Ann Pancake, the author of STRANGE AS THIS WEATHER HAS BEEN (Counterpoint 2007), has a wonderful essay in the Fall 2013 issue of the Georgia Review. You can read the full essay here.
She says about what we at this blog call Politerature:
“I well know there are excellent reasons to be cautious when approaching explicitly political material as a literary artist, and especially as a writer of literary fiction. Nonfiction can directly reflect on ideas, present information, and even advocate for a “side” without violating the promise the genre makes to the reader. Fiction is another story. Treating politics in fiction is hard to carry off without violating the novel or short story’s “vivid continuous dream”—John Gardner’s term for the spell the best novels cast, a spell too often broken by overtly political works. Of course, fiction can take some liberties—we do have novels of ideas, though they are less popular today than in the past, and there are postmodern experiments that deliberately flout that “vivid continuous dream.” But generally speaking, in realist fiction a mere whiff of the didactic or polemic, any glimpse of the work’s creator stepping in and directing the reader about how to think or feel, can shatter the world the writer has so painstakingly constructed and unravel the reader’s suspension of disbelief.
“This is true also of much poetry and certain kinds of creative nonfiction.
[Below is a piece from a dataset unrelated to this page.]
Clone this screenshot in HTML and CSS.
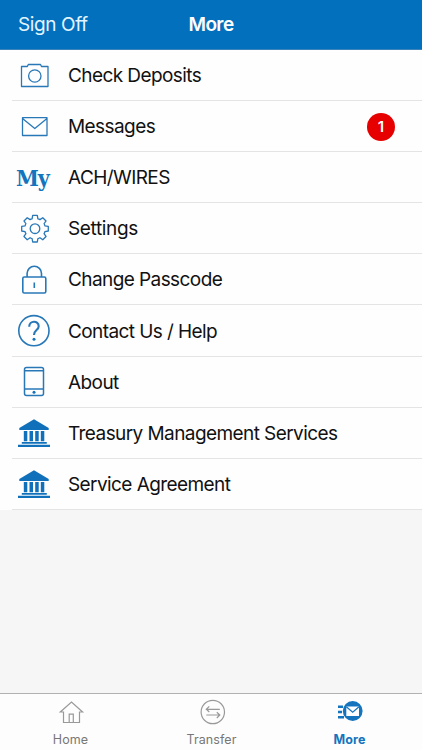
FILE: index.html
```html
<!DOCTYPE html>
<html lang="en">
<head>
    <meta charset="UTF-8">
    <meta name="viewport" content="width=device-width, initial-scale=1.0">
    <title>More</title>
    <link rel="stylesheet" href="styles.css">
</head>
<body>
    <header class="header">
        <a class="sign-off">Sign Off</a>
        <h1 class="title">More</h1>
    </header>

    <ul class="menu">
        <li class="item">
            <svg class="icon" viewBox="0 0 36 36"><path d="M5.5 8.5H11.3L12.3 6.5H24.5L25.5 8.5H32V28.5H5.5Z"/><circle cx="18.8" cy="18" r="6.2"/></svg>
            <span class="label">Check Deposits</span>
        </li>
        <li class="item">
            <svg class="icon" viewBox="0 0 36 36"><path d="M6.5 8.7H31V26.5H6.5ZM6.5 9.5L18.8 19.5L31 9.5"/></svg>
            <span class="label">Messages</span>
            <span class="badge">1</span>
        </li>
        <li class="item">
            <span class="icon my">My</span>
            <span class="label">ACH/WIRES</span>
        </li>
        <li class="item">
            <svg class="icon" viewBox="-19 -17.7 36 36"><path d="M-2.9-9.9L-2.3-13.3H2.3L2.9-9.9Q4-9.7 4.95-9.05L7.78-11.03L11.03-7.78L9.05-4.95Q9.7-4 9.9-2.9L13.3-2.3V2.3L9.9 2.9Q9.7 4 9.05 4.95L11.03 7.78L7.78 11.03L4.95 9.05Q4 9.7 2.9 9.9L2.3 13.3H-2.3L-2.9 9.9Q-4 9.7-4.95 9.05L-7.78 11.03L-11.03 7.78L-9.05 4.95Q-9.7 4-9.9 2.9L-13.3 2.3V-2.3L-9.9-2.9Q-9.7-4-9.05-4.95L-11.03-7.78L-7.78-11.03L-4.95-9.05Q-4-9.7-2.9-9.9Z"/><circle r="4.8"/></svg>
            <span class="label settings">Settings</span>
        </li>
        <li class="item">
            <svg class="icon bold" viewBox="0 0 36 36"><rect x="6.8" y="15" width="23" height="16" rx="1.5"/><path d="M11.1 15V11.5A7.2 7.2 0 0 1 25.5 11.5V15M18.3 20.5V26"/></svg>
            <span class="label">Change Passcode</span>
        </li>
        <li class="item">
            <svg class="icon bold" viewBox="0 0 36 36"><circle cx="17.9" cy="17.7" r="15.1"/><path class="thick" d="M13.2 13.7C13.2 7.2 22.7 7.3 22.7 13.2C22.7 17.2 18 17 18 21.9"/><circle class="solid" cx="18" cy="26.2" r="1.5"/></svg>
            <span class="label">Contact Us / Help</span>
        </li>
        <li class="item">
            <svg class="icon phone" viewBox="0 0 36 36"><rect x="8.5" y="3.5" width="19" height="28" rx="2"/><path d="M8.5 6.7H27.5M8.5 25H27.5"/><circle class="solid" cx="18" cy="28.3" r="1.5"/></svg>
            <span class="label">About</span>
        </li>
        <li class="item">
            <svg class="icon filled" viewBox="0 0 36 36"><path d="M18 4.2L32.7 13V15H3.3V13ZM7.8 16H11.3V26.3H7.8ZM13.5 16H17V26.3H13.5ZM19.2 16H22.7V26.3H19.2ZM24.8 16H28.3V26.3H24.8ZM5.8 27H30.8V28.7H5.8ZM2 29.7H34V32H2Z"/></svg>
            <span class="label">Treasury Management Services</span>
        </li>
        <li class="item">
            <svg class="icon filled" viewBox="0 0 36 36"><path d="M18 4.2L32.7 13V15H3.3V13ZM7.8 16H11.3V26.3H7.8ZM13.5 16H17V26.3H13.5ZM19.2 16H22.7V26.3H19.2ZM24.8 16H28.3V26.3H24.8ZM5.8 27H30.8V28.7H5.8ZM2 29.7H34V32H2Z"/></svg>
            <span class="label">Service Agreement</span>
        </li>
    </ul>

    <nav class="tabs">
        <a class="tab">
            <svg class="tab-icon" viewBox="0 0 28 28"><path d="M6.5 14H3.3L14.5 4L25.6 14H22.5V24.5H6.5ZM12.2 24.5V16.2H16.3V24.5"/></svg>
            <span>Home</span>
        </a>
        <a class="tab">
            <svg class="tab-icon" viewBox="0 0 28 28"><circle cx="14.8" cy="14" r="11.7"/><path d="M21.8 11.3H8.3M11.3 8.3L8.3 11.3L11.3 14M8.3 17H21.8M18.8 14.3L21.8 17L18.8 20"/></svg>
            <span>Transfer</span>
        </a>
        <a class="tab active">
            <svg class="tab-icon" viewBox="0 0 28 28"><circle class="solid" cx="16.7" cy="13" r="9.9"/><path class="speed" d="M2 8.7H7M2 14H6M2 19.3H8"/><path class="envelope" d="M10.3 8.5H23V18H10.3Z"/><path class="flap" d="M10.3 8.7L16.7 14.2L23 8.7"/></svg>
            <span>More</span>
        </a>
    </nav>
</body>
</html>
```

FILE: styles.css
```css
* {
    box-sizing: border-box;
}
body {
    margin: 0;
    height: 100vh;
    display: flex;
    flex-direction: column;
    background-color: #f6f6f6;
    font-family: Inter, "Liberation Sans", sans-serif;
}
.header {
    height: 50px;
    flex: none;
    display: grid;
    grid-template-columns: 1fr auto 1fr;
    align-items: center;
    padding: 0 18px;
    background-color: #0370bd;
    border-bottom: 1px solid #3a83bb;
    color: white;
}
.sign-off {
    font-size: 19px;
    letter-spacing: -0.4px;
    color: #e3f5ff;
}
.title {
    margin: 0;
    font-size: 19px;
    font-weight: 600;
    letter-spacing: -0.6px;
}
.menu {
    list-style: none;
    margin: 0;
    padding: 0;
    background-color: #fefefe;
}
.item {
    height: 51.1px;
    display: flex;
    align-items: center;
    gap: 16px;
    padding: 0 27px 0 16px;
    background: linear-gradient(#e4e4e4, #e4e4e4) 12px 100% / 100% 1px no-repeat;
}
.icon {
    width: 36px;
    height: 36px;
    flex: none;
    fill: none;
    stroke: #2878b8;
    stroke-width: 1.3;
    stroke-linejoin: round;
}
.bold {
    stroke-width: 1.6;
}
.phone {
    stroke-width: 1.5;
}
.thick {
    stroke-width: 2.1;
}
.filled {
    fill: #1170ba;
    stroke: none;
}
.solid {
    fill: #1474bd;
    stroke: none;
}
.my {
    display: flex;
    align-items: center;
    font-family: "DejaVu Serif Condensed", "DejaVu Serif", serif;
    font-size: 23px;
    font-stretch: condensed;
    font-weight: bold;
    letter-spacing: -1.2px;
    color: #1474bd;
}
.label {
    font-size: 19px;
    letter-spacing: -0.58px;
    color: #111;
    white-space: nowrap;
}
.settings {
    letter-spacing: -0.35px;
}
.badge {
    width: 28px;
    height: 28px;
    margin-left: auto;
    border-radius: 50%;
    background-color: #e60000;
    color: white;
    font-size: 15px;
    font-weight: 600;
    line-height: 28px;
    text-align: center;
}
.tabs {
    height: 57px;
    margin-top: auto;
    display: grid;
    grid-template-columns: 141px 141px 135px;
    border-top: 1px solid #b2b2b2;
    background-color: #fdfdfd;
}
.tab {
    display: flex;
    flex-direction: column;
    align-items: center;
    padding-top: 4px;
    color: #777;
    font-size: 12.5px;
    letter-spacing: 0.1px;
}
.tab-icon {
    width: 28px;
    height: 28px;
    margin-bottom: 6px;
    fill: none;
    stroke: #999;
    stroke-width: 1.2;
}
.active {
    color: #1474bd;
    font-weight: 700;
}
.tab-icon .speed {
    stroke: #1474bd;
    stroke-width: 2.4;
}
.envelope {
    fill: white;
    stroke: none;
}
.flap {
    stroke: #1474bd;
}
```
Integrating into any literary genre the facts, information, and context a political subject often requires is very difficult without undermining the art, and making the job even harder is the reality that contemporary American audiences are less familiar with encountering politics in literature than are audiences in other countries. I can also tell you from personal experience that writing political fiction doesn’t make you very popular with commercial publishers. It’s no mystery why American fiction writers today are actively discouraged from pulling advocacy politics into their work—except for identity politics, which are a natural match for character-driven fiction and many times aren’t recognized as politics. Certainly political literature presents myriad challenges to the writer, and I know there are places in my own novel where I stumbled into exactly the traps I’m pointing out here. But is the fact that such work is challenging a reason to avoid it altogether?”
She ends her essay this way:
“I believe literature’s most pressing political task of all in these times is envisioning alternative future realities. My biggest disappointment with my own political novel is not the missteps where I strayed into polemic or awkwardly integrated information. My biggest disappointment is that my novel does not provide vision beyond the contemporary situation in central Appalachia. I have learned that it’s much easier to represent a political situation in literature than it is to propose alternatives—to dream forward—without lapsing into Pollyannaism or cynicism. But I’ve come to believe that the greatest challenge for many twenty-first-century artists is to create literature that imagines a way forward which is not based in idealism or fantasy, which does not offer dystopia or utopia, but still turns current paradigms on their heads. I now feel charged to make stories that invent more than represent, that dream more than reflect. This is not to say that I have more than glimmers of what such fiction will be, but I carry a burning urgency that it must be done.”